SUPPLIED DATA:
-=-=-=-=-

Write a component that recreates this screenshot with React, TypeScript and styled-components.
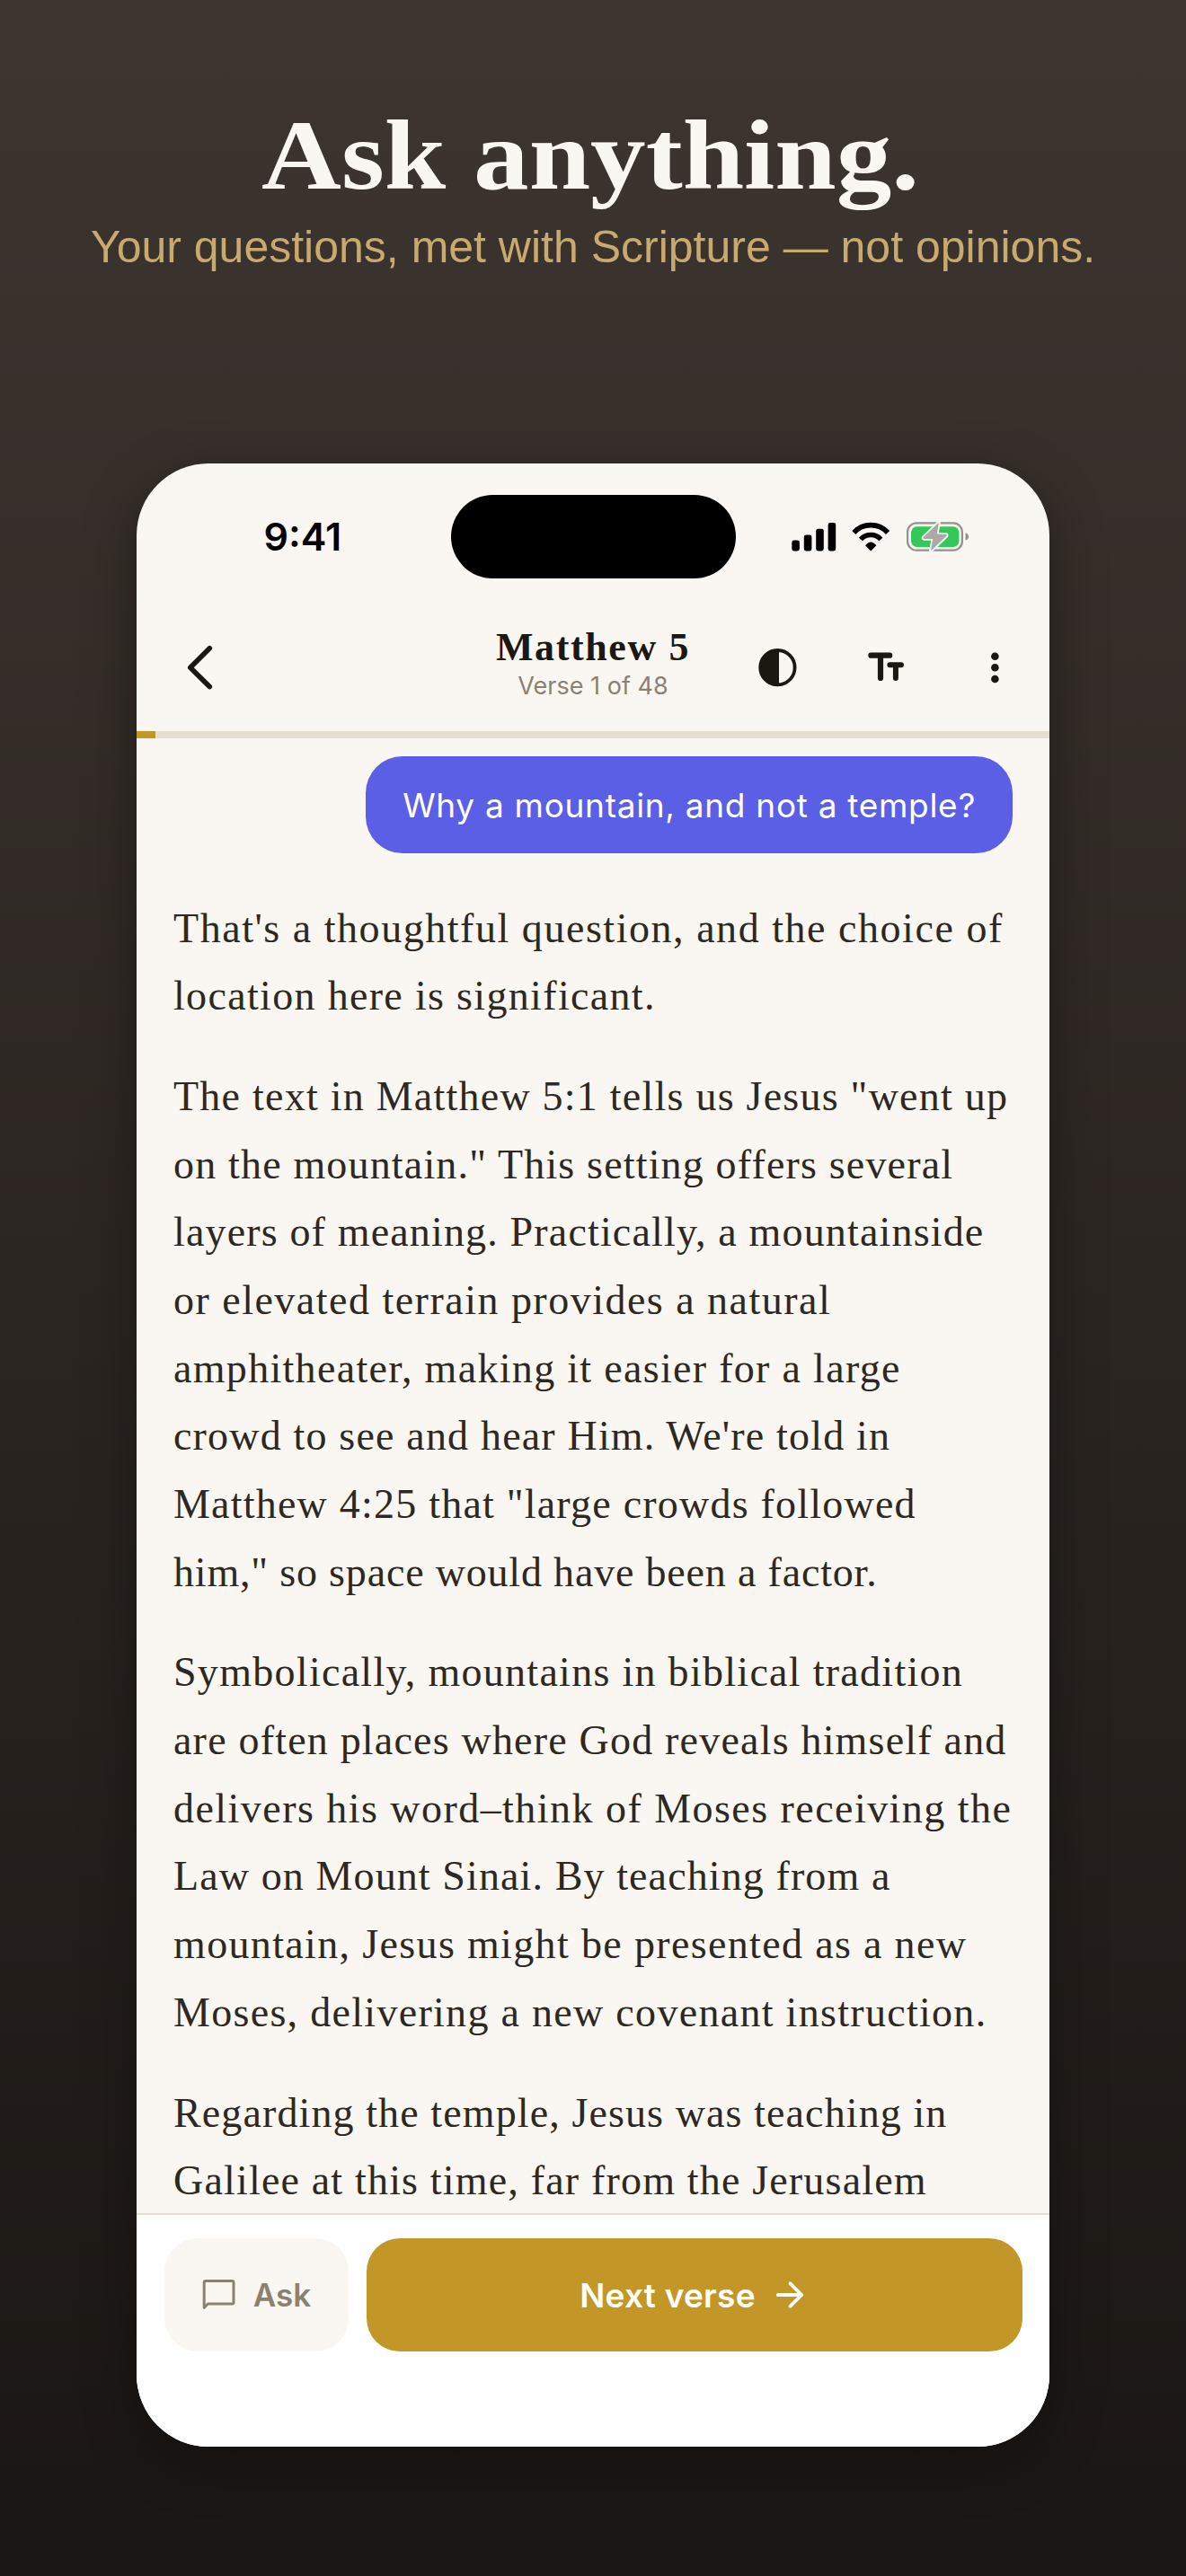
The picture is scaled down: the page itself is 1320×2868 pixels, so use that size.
import React from "react";
import styled, { ThemeProvider, createGlobalStyle } from "styled-components";

const theme = {
  colors: {
    cream: "#faf7f2",
    sand: "#e6dfd1",
    gold: "#c39628",
    tan: "#c9a96e",
    indigo: "#5b5fe6",
    ink: "#1b1711",
    body: "#2d2822",
    muted: "#8b8173",
    white: "#ffffff",
  },
  fontFamily: {
    serif: `"Liberation Serif", "Times New Roman", serif`,
    sans: `Inter, "Liberation Sans", sans-serif`,
    arial: `"Liberation Sans", Arial, sans-serif`,
  },
};

const GlobalStyle = createGlobalStyle`
  body {
    margin: 0;
  }

  *, *::before, *::after {
    box-sizing: border-box;
  }
`;

const Page = styled.main`
  width: 1320px;
  height: 2868px;
  padding-top: 113px;
  display: flex;
  flex-direction: column;
  align-items: center;
  overflow: hidden;
  background: linear-gradient(180deg, #3d3530 0%, #1a1613 100%);
`;

const Headline = styled.h1`
  margin: 0;
  font-family: ${(props) => props.theme.fontFamily.serif};
  font-weight: 700;
  font-size: 110px;
  line-height: 120px;
  color: ${(props) => props.theme.colors.cream};
  white-space: nowrap;
  transform: translateX(-3px) scaleX(1.119);
`;

const Tagline = styled.p`
  margin: 12px 0 0;
  font-family: ${(props) => props.theme.fontFamily.arial};
  font-size: 50px;
  line-height: 60px;
  color: ${(props) => props.theme.colors.tan};
  white-space: nowrap;
`;

const Phone = styled.section`
  width: 1016px;
  height: 2208px;
  margin-top: 211px;
  flex-shrink: 0;
  display: flex;
  flex-direction: column;
  overflow: hidden;
  border-radius: 80px;
  background-color: ${(props) => props.theme.colors.cream};
  box-shadow: 0 16px 60px rgba(0, 0, 0, 0.35);
`;

const StatusBar = styled.div`
  height: 156px;
  padding-top: 35px;
  flex-shrink: 0;
  display: grid;
  grid-template-columns: 1fr 317px 1fr;
  grid-template-rows: 93px;
  align-items: center;
`;

const Clock = styled.div`
  padding-left: 141.5px;
  font-family: ${(props) => props.theme.fontFamily.sans};
  font-weight: 600;
  font-size: 43px;
  line-height: 93px;
  color: #000;
`;

const Island = styled.div`
  height: 93px;
  border-radius: 47px;
  background-color: #000;
`;

const StatusIcons = styled.div`
  padding-left: 62px;
  display: flex;
  align-items: center;
  gap: 18px;

  svg {
    display: block;
    overflow: visible;
  }
`;

const Header = styled.header`
  height: 142px;
  padding: 0 37px;
  flex-shrink: 0;
  display: grid;
  grid-template-columns: 1fr auto 1fr;
  align-items: center;
`;

const IconButton = styled.button`
  width: 48px;
  height: 48px;
  padding: 0;
  border: 0;
  background: none;
  color: ${(props) => props.theme.colors.ink};

  svg {
    display: block;
  }
`;

const BackButton = styled(IconButton)`
  margin-left: 9px;
`;

const Actions = styled.div`
  display: flex;
  justify-content: flex-end;
  gap: 73px;
`;

const TitleBlock = styled.div`
  padding-bottom: 9px;
  text-align: center;
  white-space: nowrap;
`;

const Title = styled.h2`
  margin: 0 0 2px;
  font-family: ${(props) => props.theme.fontFamily.serif};
  font-weight: 700;
  font-size: 44px;
  line-height: 48px;
  letter-spacing: 1.6px;
  color: ${(props) => props.theme.colors.ink};
`;

const Subtitle = styled.div`
  font-family: ${(props) => props.theme.fontFamily.sans};
  font-size: 27px;
  line-height: 34px;
  color: ${(props) => props.theme.colors.muted};
`;

const ProgressTrack = styled.div`
  height: 8px;
  flex-shrink: 0;
  background-color: ${(props) => props.theme.colors.sand};
`;

const ProgressFill = styled.div`
  height: 100%;
  background-color: ${(props) => props.theme.colors.gold};
`;

const Conversation = styled.div`
  flex: 1;
  min-height: 0;
  padding: 20px 41px 0;
  display: flex;
  flex-direction: column;
  overflow: hidden;
`;

const Question = styled.div`
  height: 108px;
  padding: 0 41px;
  align-self: flex-end;
  flex-shrink: 0;
  border-radius: 41px;
  background-color: ${(props) => props.theme.colors.indigo};
  font-family: ${(props) => props.theme.fontFamily.sans};
  font-size: 37px;
  line-height: 109px;
  letter-spacing: 0.7px;
  color: ${(props) => props.theme.colors.white};
  white-space: nowrap;
`;

const Answer = styled.div`
  margin-top: 45.5px;
  display: flex;
  flex-direction: column;
  gap: 36px;
  font-family: ${(props) => props.theme.fontFamily.serif};
  font-size: 46px;
  line-height: 75.68px;
  color: ${(props) => props.theme.colors.body};
`;

const Paragraph = styled.p`
  margin: 0;
`;

const Line = styled.span<{ $spacing: number }>`
  display: block;
  letter-spacing: ${(props) => props.$spacing}px;
  white-space: nowrap;
  font-variant-ligatures: none;
`;

const Footer = styled.footer`
  height: 260px;
  padding: 26px 30px 0 31px;
  flex-shrink: 0;
  display: flex;
  align-items: flex-start;
  gap: 20px;
  border-top: 2px solid ${(props) => props.theme.colors.sand};
  background-color: ${(props) => props.theme.colors.white};
`;

const FooterButton = styled.button`
  height: 126px;
  padding: 0;
  border: 0;
  border-radius: 37px;
  display: flex;
  align-items: center;
  justify-content: center;
  gap: 20px;
  font-family: ${(props) => props.theme.fontFamily.sans};
  font-weight: 600;
`;

const AskButton = styled(FooterButton)`
  width: 205px;
  background-color: ${(props) => props.theme.colors.cream};
  color: ${(props) => props.theme.colors.muted};
  font-size: 35px;
`;

const NextButton = styled(FooterButton)`
  flex: 1;
  padding-right: 4px;
  background-color: ${(props) => props.theme.colors.gold};
  color: ${(props) => props.theme.colors.white};
  font-size: 37px;
  letter-spacing: 0.25px;
`;

const SignalIcon = () => (
  <svg width="49.5" height="33" viewBox="0 0 49.5 33" fill="#000">
    <rect x="0.3" y="20.5" width="8.6" height="12" rx="2.4" />
    <rect x="13.8" y="14.5" width="8.6" height="18" rx="2.4" />
    <rect x="27.2" y="7.7" width="8.6" height="24.8" rx="2.4" />
    <rect x="40.6" y="1" width="8.6" height="31.5" rx="2.4" />
  </svg>
);

const WifiIcon = () => (
  <svg width="43.4" height="33" viewBox="0 0 43.4 33" fill="none" stroke="#000">
    <path d="M2.3 12A25.6 25.6 0 0 1 40.1 12" strokeWidth="5.6" />
    <path d="M10 19.5A15 15 0 0 1 32.4 19.5" strokeWidth="5.6" />
    <path d="M21.2 32.5L15 26.2Q21.2 18.6 27.4 26.2Z" fill="#000" stroke="none" />
  </svg>
);

const BatteryIcon = () => (
  <svg width="70" height="33" viewBox="0 0 70 33" fill="none">
    <rect x="1.1" y="1.3" width="60.8" height="30.4" rx="10" stroke="#94928e" strokeWidth="2.2" />
    <path d="M65.5 12.2Q69.2 13.6 69.2 16.4T65.5 20.6Z" fill="#94928e" />
    <rect x="5" y="5.2" width="53.4" height="22.7" rx="6.6" fill="#34c759" />
    <path
      d="M36 .6L18.6 17.2Q18 18.8 19.6 18.9L29.3 19L26.9 32.6L44.6 15.6Q45.2 14 43.6 13.8L33.8 13.6Z"
      fill="#aaa9a6"
      stroke="#faf7f2"
      strokeWidth="3.6"
      strokeLinejoin="round"
      paintOrder="stroke"
    />
  </svg>
);

const BackIcon = () => (
  <svg width="48" height="48" viewBox="0 0 48 48" fill="none" stroke="currentColor" overflow="visible">
    <path d="M35.3 2.7L13.8 24.3L35.3 45.6" strokeWidth="5.6" strokeLinecap="round" strokeLinejoin="round" />
  </svg>
);

const ContrastIcon = () => (
  <svg width="48" height="48" viewBox="0 0 48 48">
    <circle cx="24.4" cy="24.2" r="19.2" fill="none" stroke="currentColor" strokeWidth="3.8" />
    <path d="M26 4V44.4H24.4A20.2 20.2 0 0 1 24.4 4Z" fill="currentColor" />
  </svg>
);

const TextSizeIcon = () => (
  <svg width="48" height="48" viewBox="0 0 48 48" fill="none" stroke="currentColor" strokeWidth="6.2" strokeLinecap="round">
    <path d="M7.4 10.7H28.2M18 10.7V36" />
    <path d="M28.4 21.3H41M34.9 21.3V36" strokeWidth="6" />
  </svg>
);

const MoreIcon = () => (
  <svg width="48" height="48" viewBox="0 0 48 48" fill="currentColor">
    <circle cx="24.4" cy="11.7" r="4.3" />
    <circle cx="24.4" cy="24.3" r="4.3" />
    <circle cx="24.4" cy="37" r="4.3" />
  </svg>
);

const ChatIcon = () => (
  <svg width="37" height="36" viewBox="0 0 37 36" fill="none" stroke="currentColor" strokeWidth="3" strokeLinejoin="round">
    <path d="M4 2.5H33.2Q35 2.5 35 4.3V26.2Q35 28 33.2 28H6.4L2.2 32.3V4.3Q2.2 2.5 4 2.5Z" />
  </svg>
);

const ArrowIcon = () => (
  <svg width="36" height="36" viewBox="0 0 36 36" fill="none" stroke="currentColor" strokeWidth="3.8" strokeLinecap="round" strokeLinejoin="round">
    <path d="M4.8 18H31.2M18.6 5.3L31.2 18L18.6 30.7" />
  </svg>
);

// [text, letter spacing in px]
const ANSWER: [string, number][][] = [
  [
    ["That's a thoughtful question, and the choice of", 1.54],
    ["location here is significant.", 1.33],
  ],
  [
    ['The text in Matthew 5:1 tells us Jesus "went up', 1.24],
    ['on the mountain." This setting offers several', 1.17],
    ["layers of meaning. Practically, a mountainside", 1.16],
    ["or elevated terrain provides a natural", 1.49],
    ["amphitheater, making it easier for a large", 1.31],
    ["crowd to see and hear Him. We're told in", 1.18],
    ['Matthew 4:25 that "large crowds followed', 1.22],
    ['him," so space would have been a factor.', 0.82],
  ],
  [
    ["Symbolically, mountains in biblical tradition", 1.29],
    ["are often places where God reveals himself and", 1.2],
    ["delivers his word–think of Moses receiving the", 1.46],
    ["Law on Mount Sinai. By teaching from a", 1.11],
    ["mountain, Jesus might be presented as a new", 1.35],
    ["Moses, delivering a new covenant instruction.", 1.3],
  ],
  [
    ["Regarding the temple, Jesus was teaching in", 1.11],
    ["Galilee at this time, far from the Jerusalem", 1.18],
  ],
];

const VERSE = 1;
const TOTAL_VERSES = 48;

export default function App() {
  const renderAnswer = () => {
    return ANSWER.map((lines, index) => (
      <Paragraph key={index}>
        {lines.map(([text, spacing]) => (
          <Line key={text} $spacing={spacing}>
            {text}
          </Line>
        ))}
      </Paragraph>
    ));
  };

  return (
    <ThemeProvider theme={theme}>
      <GlobalStyle />
      <Page>
        <Headline>Ask anything.</Headline>
        <Tagline>Your questions, met with Scripture — not opinions.</Tagline>
        <Phone>
          <StatusBar>
            <Clock>9:41</Clock>
            <Island />
            <StatusIcons>
              <SignalIcon />
              <WifiIcon />
              <BatteryIcon />
            </StatusIcons>
          </StatusBar>
          <Header>
            <BackButton aria-label="Back">
              <BackIcon />
            </BackButton>
            <TitleBlock>
              <Title>Matthew 5</Title>
              <Subtitle>
                Verse {VERSE} of {TOTAL_VERSES}
              </Subtitle>
            </TitleBlock>
            <Actions>
              <IconButton aria-label="Theme">
                <ContrastIcon />
              </IconButton>
              <IconButton aria-label="Text size">
                <TextSizeIcon />
              </IconButton>
              <IconButton aria-label="More">
                <MoreIcon />
              </IconButton>
            </Actions>
          </Header>
          <ProgressTrack>
            <ProgressFill style={{ width: `${(VERSE / TOTAL_VERSES) * 100}%` }} />
          </ProgressTrack>
          <Conversation>
            <Question>Why a mountain, and not a temple?</Question>
            <Answer>{renderAnswer()}</Answer>
          </Conversation>
          <Footer>
            <AskButton>
              <ChatIcon />
              Ask
            </AskButton>
            <NextButton>
              Next verse
              <ArrowIcon />
            </NextButton>
          </Footer>
        </Phone>
      </Page>
    </ThemeProvider>
  );
}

-=-=-=-=-

WHAT YOU WILL DO: In the listing above, find the lines holding the word "components" and copy them.

CORRECT RESPONSE:
Write a component that recreates this screenshot with React, TypeScript and styled-components.
import styled, { ThemeProvider, createGlobalStyle } from "styled-components";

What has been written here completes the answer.